— START —
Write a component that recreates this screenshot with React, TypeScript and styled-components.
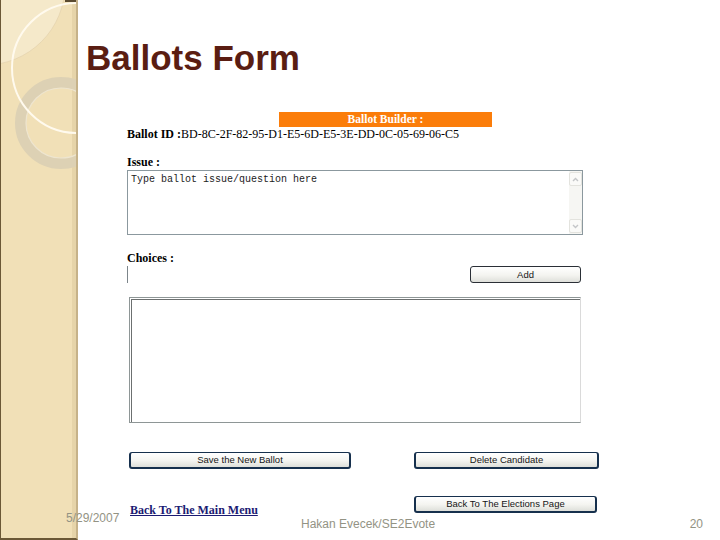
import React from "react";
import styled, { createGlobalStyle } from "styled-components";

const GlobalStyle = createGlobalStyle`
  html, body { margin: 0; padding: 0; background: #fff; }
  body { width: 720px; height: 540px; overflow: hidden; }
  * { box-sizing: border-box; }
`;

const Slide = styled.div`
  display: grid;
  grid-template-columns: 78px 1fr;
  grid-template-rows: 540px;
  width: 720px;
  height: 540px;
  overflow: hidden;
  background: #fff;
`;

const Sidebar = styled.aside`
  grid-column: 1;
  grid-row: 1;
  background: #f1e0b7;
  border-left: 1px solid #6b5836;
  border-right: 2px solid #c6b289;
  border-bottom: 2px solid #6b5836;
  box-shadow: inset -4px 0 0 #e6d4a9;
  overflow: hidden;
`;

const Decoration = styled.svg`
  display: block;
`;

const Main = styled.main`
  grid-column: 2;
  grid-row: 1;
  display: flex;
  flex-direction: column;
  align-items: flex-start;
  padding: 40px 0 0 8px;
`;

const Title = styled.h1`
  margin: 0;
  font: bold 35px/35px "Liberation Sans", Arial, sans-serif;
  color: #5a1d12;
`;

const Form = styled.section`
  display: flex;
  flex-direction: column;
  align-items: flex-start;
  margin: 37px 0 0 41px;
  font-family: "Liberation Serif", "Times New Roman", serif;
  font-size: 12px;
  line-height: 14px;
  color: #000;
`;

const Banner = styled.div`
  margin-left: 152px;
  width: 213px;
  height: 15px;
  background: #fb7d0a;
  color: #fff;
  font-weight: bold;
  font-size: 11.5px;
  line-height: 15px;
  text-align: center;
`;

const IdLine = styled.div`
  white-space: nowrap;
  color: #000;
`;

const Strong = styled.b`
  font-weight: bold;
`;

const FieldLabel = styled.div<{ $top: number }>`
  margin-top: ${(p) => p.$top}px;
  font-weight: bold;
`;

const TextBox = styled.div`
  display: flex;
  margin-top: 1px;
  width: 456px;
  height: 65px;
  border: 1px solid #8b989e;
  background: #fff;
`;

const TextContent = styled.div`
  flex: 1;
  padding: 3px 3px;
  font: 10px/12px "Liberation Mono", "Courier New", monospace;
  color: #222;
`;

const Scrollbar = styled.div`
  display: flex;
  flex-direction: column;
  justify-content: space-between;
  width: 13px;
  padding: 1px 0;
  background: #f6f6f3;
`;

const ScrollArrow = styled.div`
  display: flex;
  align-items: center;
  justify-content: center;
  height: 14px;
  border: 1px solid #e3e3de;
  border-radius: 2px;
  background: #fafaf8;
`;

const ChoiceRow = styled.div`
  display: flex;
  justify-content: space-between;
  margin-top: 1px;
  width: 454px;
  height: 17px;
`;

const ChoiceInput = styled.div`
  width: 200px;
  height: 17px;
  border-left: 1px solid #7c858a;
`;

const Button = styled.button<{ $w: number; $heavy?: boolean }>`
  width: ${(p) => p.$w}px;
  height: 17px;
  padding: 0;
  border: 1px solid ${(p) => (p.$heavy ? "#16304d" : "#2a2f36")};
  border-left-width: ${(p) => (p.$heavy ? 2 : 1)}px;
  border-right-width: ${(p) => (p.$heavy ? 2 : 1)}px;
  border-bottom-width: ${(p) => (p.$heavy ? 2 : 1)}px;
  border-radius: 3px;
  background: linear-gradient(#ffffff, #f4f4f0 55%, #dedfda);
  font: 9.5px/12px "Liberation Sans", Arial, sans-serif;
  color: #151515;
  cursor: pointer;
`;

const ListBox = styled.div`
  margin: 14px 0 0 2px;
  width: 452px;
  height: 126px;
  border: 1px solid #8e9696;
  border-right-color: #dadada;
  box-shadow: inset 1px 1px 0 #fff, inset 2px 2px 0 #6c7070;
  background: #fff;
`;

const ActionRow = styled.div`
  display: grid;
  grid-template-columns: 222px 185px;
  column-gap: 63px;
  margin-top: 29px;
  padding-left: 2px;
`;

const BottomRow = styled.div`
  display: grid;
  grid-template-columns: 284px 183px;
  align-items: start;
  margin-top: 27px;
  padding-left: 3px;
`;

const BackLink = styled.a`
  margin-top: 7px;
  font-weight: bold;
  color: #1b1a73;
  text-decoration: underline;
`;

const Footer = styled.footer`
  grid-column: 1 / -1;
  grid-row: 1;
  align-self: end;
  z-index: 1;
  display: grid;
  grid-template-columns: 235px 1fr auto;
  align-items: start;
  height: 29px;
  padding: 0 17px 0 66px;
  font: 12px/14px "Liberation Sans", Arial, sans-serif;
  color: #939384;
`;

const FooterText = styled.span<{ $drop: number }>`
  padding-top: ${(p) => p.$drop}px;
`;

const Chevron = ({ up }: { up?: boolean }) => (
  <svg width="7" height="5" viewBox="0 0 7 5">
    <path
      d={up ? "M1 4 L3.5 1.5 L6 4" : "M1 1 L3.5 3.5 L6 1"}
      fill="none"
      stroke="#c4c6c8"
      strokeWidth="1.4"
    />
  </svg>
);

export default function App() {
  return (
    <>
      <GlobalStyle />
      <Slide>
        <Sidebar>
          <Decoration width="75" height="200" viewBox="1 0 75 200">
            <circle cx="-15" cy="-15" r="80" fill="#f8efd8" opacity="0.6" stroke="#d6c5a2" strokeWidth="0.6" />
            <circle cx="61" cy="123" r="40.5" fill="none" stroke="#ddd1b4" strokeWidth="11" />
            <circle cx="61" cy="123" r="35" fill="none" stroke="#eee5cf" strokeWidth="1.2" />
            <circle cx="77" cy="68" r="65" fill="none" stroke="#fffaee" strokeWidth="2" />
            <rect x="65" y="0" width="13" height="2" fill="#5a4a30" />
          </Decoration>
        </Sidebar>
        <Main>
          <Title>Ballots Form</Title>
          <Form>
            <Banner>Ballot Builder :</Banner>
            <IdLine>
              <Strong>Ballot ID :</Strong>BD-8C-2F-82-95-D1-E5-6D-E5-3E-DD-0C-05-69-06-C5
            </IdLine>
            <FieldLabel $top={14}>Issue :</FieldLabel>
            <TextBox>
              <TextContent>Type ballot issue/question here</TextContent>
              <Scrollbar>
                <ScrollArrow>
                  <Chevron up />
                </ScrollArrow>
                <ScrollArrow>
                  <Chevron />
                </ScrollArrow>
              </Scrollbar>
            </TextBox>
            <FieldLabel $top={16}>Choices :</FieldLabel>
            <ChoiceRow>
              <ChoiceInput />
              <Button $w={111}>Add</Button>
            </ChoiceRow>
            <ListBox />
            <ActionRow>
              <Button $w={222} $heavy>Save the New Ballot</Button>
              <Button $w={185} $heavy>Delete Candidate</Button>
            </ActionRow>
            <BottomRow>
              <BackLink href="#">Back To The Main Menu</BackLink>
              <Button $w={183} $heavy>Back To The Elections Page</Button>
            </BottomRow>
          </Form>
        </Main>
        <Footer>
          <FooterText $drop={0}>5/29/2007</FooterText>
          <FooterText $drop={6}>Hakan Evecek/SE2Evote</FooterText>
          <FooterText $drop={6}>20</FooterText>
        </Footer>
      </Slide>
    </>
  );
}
— END —
**What you will do**
Go through the listing above and quote it exactly, apart from its images.

**The result**
Write a component that recreates this screenshot with React, TypeScript and styled-components.
import React from "react";
import styled, { createGlobalStyle } from "styled-components";

const GlobalStyle = createGlobalStyle`
  html, body { margin: 0; padding: 0; background: #fff; }
  body { width: 720px; height: 540px; overflow: hidden; }
  * { box-sizing: border-box; }
`;

const Slide = styled.div`
  display: grid;
  grid-template-columns: 78px 1fr;
  grid-template-rows: 540px;
  width: 720px;
  height: 540px;
  overflow: hidden;
  background: #fff;
`;

const Sidebar = styled.aside`
  grid-column: 1;
  grid-row: 1;
  background: #f1e0b7;
  border-left: 1px solid #6b5836;
  border-right: 2px solid #c6b289;
  border-bottom: 2px solid #6b5836;
  box-shadow: inset -4px 0 0 #e6d4a9;
  overflow: hidden;
`;

const Decoration = styled.svg`
  display: block;
`;

const Main = styled.main`
  grid-column: 2;
  grid-row: 1;
  display: flex;
  flex-direction: column;
  align-items: flex-start;
  padding: 40px 0 0 8px;
`;

const Title = styled.h1`
  margin: 0;
  font: bold 35px/35px "Liberation Sans", Arial, sans-serif;
  color: #5a1d12;
`;

const Form = styled.section`
  display: flex;
  flex-direction: column;
  align-items: flex-start;
  margin: 37px 0 0 41px;
  font-family: "Liberation Serif", "Times New Roman", serif;
  font-size: 12px;
  line-height: 14px;
  color: #000;
`;

const Banner = styled.div`
  margin-left: 152px;
  width: 213px;
  height: 15px;
  background: #fb7d0a;
  color: #fff;
  font-weight: bold;
  font-size: 11.5px;
  line-height: 15px;
  text-align: center;
`;

const IdLine = styled.div`
  white-space: nowrap;
  color: #000;
`;

const Strong = styled.b`
  font-weight: bold;
`;

const FieldLabel = styled.div<{ $top: number }>`
  margin-top: ${(p) => p.$top}px;
  font-weight: bold;
`;

const TextBox = styled.div`
  display: flex;
  margin-top: 1px;
  width: 456px;
  height: 65px;
  border: 1px solid #8b989e;
  background: #fff;
`;

const TextContent = styled.div`
  flex: 1;
  padding: 3px 3px;
  font: 10px/12px "Liberation Mono", "Courier New", monospace;
  color: #222;
`;

const Scrollbar = styled.div`
  display: flex;
  flex-direction: column;
  justify-content: space-between;
  width: 13px;
  padding: 1px 0;
  background: #f6f6f3;
`;

const ScrollArrow = styled.div`
  display: flex;
  align-items: center;
  justify-content: center;
  height: 14px;
  border: 1px solid #e3e3de;
  border-radius: 2px;
  background: #fafaf8;
`;

const ChoiceRow = styled.div`
  display: flex;
  justify-content: space-between;
  margin-top: 1px;
  width: 454px;
  height: 17px;
`;

const ChoiceInput = styled.div`
  width: 200px;
  height: 17px;
  border-left: 1px solid #7c858a;
`;

const Button = styled.button<{ $w: number; $heavy?: boolean }>`
  width: ${(p) => p.$w}px;
  height: 17px;
  padding: 0;
  border: 1px solid ${(p) => (p.$heavy ? "#16304d" : "#2a2f36")};
  border-left-width: ${(p) => (p.$heavy ? 2 : 1)}px;
  border-right-width: ${(p) => (p.$heavy ? 2 : 1)}px;
  border-bottom-width: ${(p) => (p.$heavy ? 2 : 1)}px;
  border-radius: 3px;
  background: linear-gradient(#ffffff, #f4f4f0 55%, #dedfda);
  font: 9.5px/12px "Liberation Sans", Arial, sans-serif;
  color: #151515;
  cursor: pointer;
`;

const ListBox = styled.div`
  margin: 14px 0 0 2px;
  width: 452px;
  height: 126px;
  border: 1px solid #8e9696;
  border-right-color: #dadada;
  box-shadow: inset 1px 1px 0 #fff, inset 2px 2px 0 #6c7070;
  background: #fff;
`;

const ActionRow = styled.div`
  display: grid;
  grid-template-columns: 222px 185px;
  column-gap: 63px;
  margin-top: 29px;
  padding-left: 2px;
`;

const BottomRow = styled.div`
  display: grid;
  grid-template-columns: 284px 183px;
  align-items: start;
  margin-top: 27px;
  padding-left: 3px;
`;

const BackLink = styled.a`
  margin-top: 7px;
  font-weight: bold;
  color: #1b1a73;
  text-decoration: underline;
`;

const Footer = styled.footer`
  grid-column: 1 / -1;
  grid-row: 1;
  align-self: end;
  z-index: 1;
  display: grid;
  grid-template-columns: 235px 1fr auto;
  align-items: start;
  height: 29px;
  padding: 0 17px 0 66px;
  font: 12px/14px "Liberation Sans", Arial, sans-serif;
  color: #939384;
`;

const FooterText = styled.span<{ $drop: number }>`
  padding-top: ${(p) => p.$drop}px;
`;

const Chevron = ({ up }: { up?: boolean }) => (
  <svg width="7" height="5" viewBox="0 0 7 5">
    <path
      d={up ? "M1 4 L3.5 1.5 L6 4" : "M1 1 L3.5 3.5 L6 1"}
      fill="none"
      stroke="#c4c6c8"
      strokeWidth="1.4"
    />
  </svg>
);

export default function App() {
  return (
    <>
      <GlobalStyle />
      <Slide>
        <Sidebar>
          <Decoration width="75" height="200" viewBox="1 0 75 200">
            <circle cx="-15" cy="-15" r="80" fill="#f8efd8" opacity="0.6" stroke="#d6c5a2" strokeWidth="0.6" />
            <circle cx="61" cy="123" r="40.5" fill="none" stroke="#ddd1b4" strokeWidth="11" />
            <circle cx="61" cy="123" r="35" fill="none" stroke="#eee5cf" strokeWidth="1.2" />
            <circle cx="77" cy="68" r="65" fill="none" stroke="#fffaee" strokeWidth="2" />
            <rect x="65" y="0" width="13" height="2" fill="#5a4a30" />
          </Decoration>
        </Sidebar>
        <Main>
          <Title>Ballots Form</Title>
          <Form>
            <Banner>Ballot Builder :</Banner>
            <IdLine>
              <Strong>Ballot ID :</Strong>BD-8C-2F-82-95-D1-E5-6D-E5-3E-DD-0C-05-69-06-C5
            </IdLine>
            <FieldLabel $top={14}>Issue :</FieldLabel>
            <TextBox>
              <TextContent>Type ballot issue/question here</TextContent>
              <Scrollbar>
                <ScrollArrow>
                  <Chevron up />
                </ScrollArrow>
                <ScrollArrow>
                  <Chevron />
                </ScrollArrow>
              </Scrollbar>
            </TextBox>
            <FieldLabel $top={16}>Choices :</FieldLabel>
            <ChoiceRow>
              <ChoiceInput />
              <Button $w={111}>Add</Button>
            </ChoiceRow>
            <ListBox />
            <ActionRow>
              <Button $w={222} $heavy>Save the New Ballot</Button>
              <Button $w={185} $heavy>Delete Candidate</Button>
            </ActionRow>
            <BottomRow>
              <BackLink href="#">Back To The Main Menu</BackLink>
              <Button $w={183} $heavy>Back To The Elections Page</Button>
            </BottomRow>
          </Form>
        </Main>
        <Footer>
          <FooterText $drop={0}>5/29/2007</FooterText>
          <FooterText $drop={6}>Hakan Evecek/SE2Evote</FooterText>
          <FooterText $drop={6}>20</FooterText>
        </Footer>
      </Slide>
    </>
  );
}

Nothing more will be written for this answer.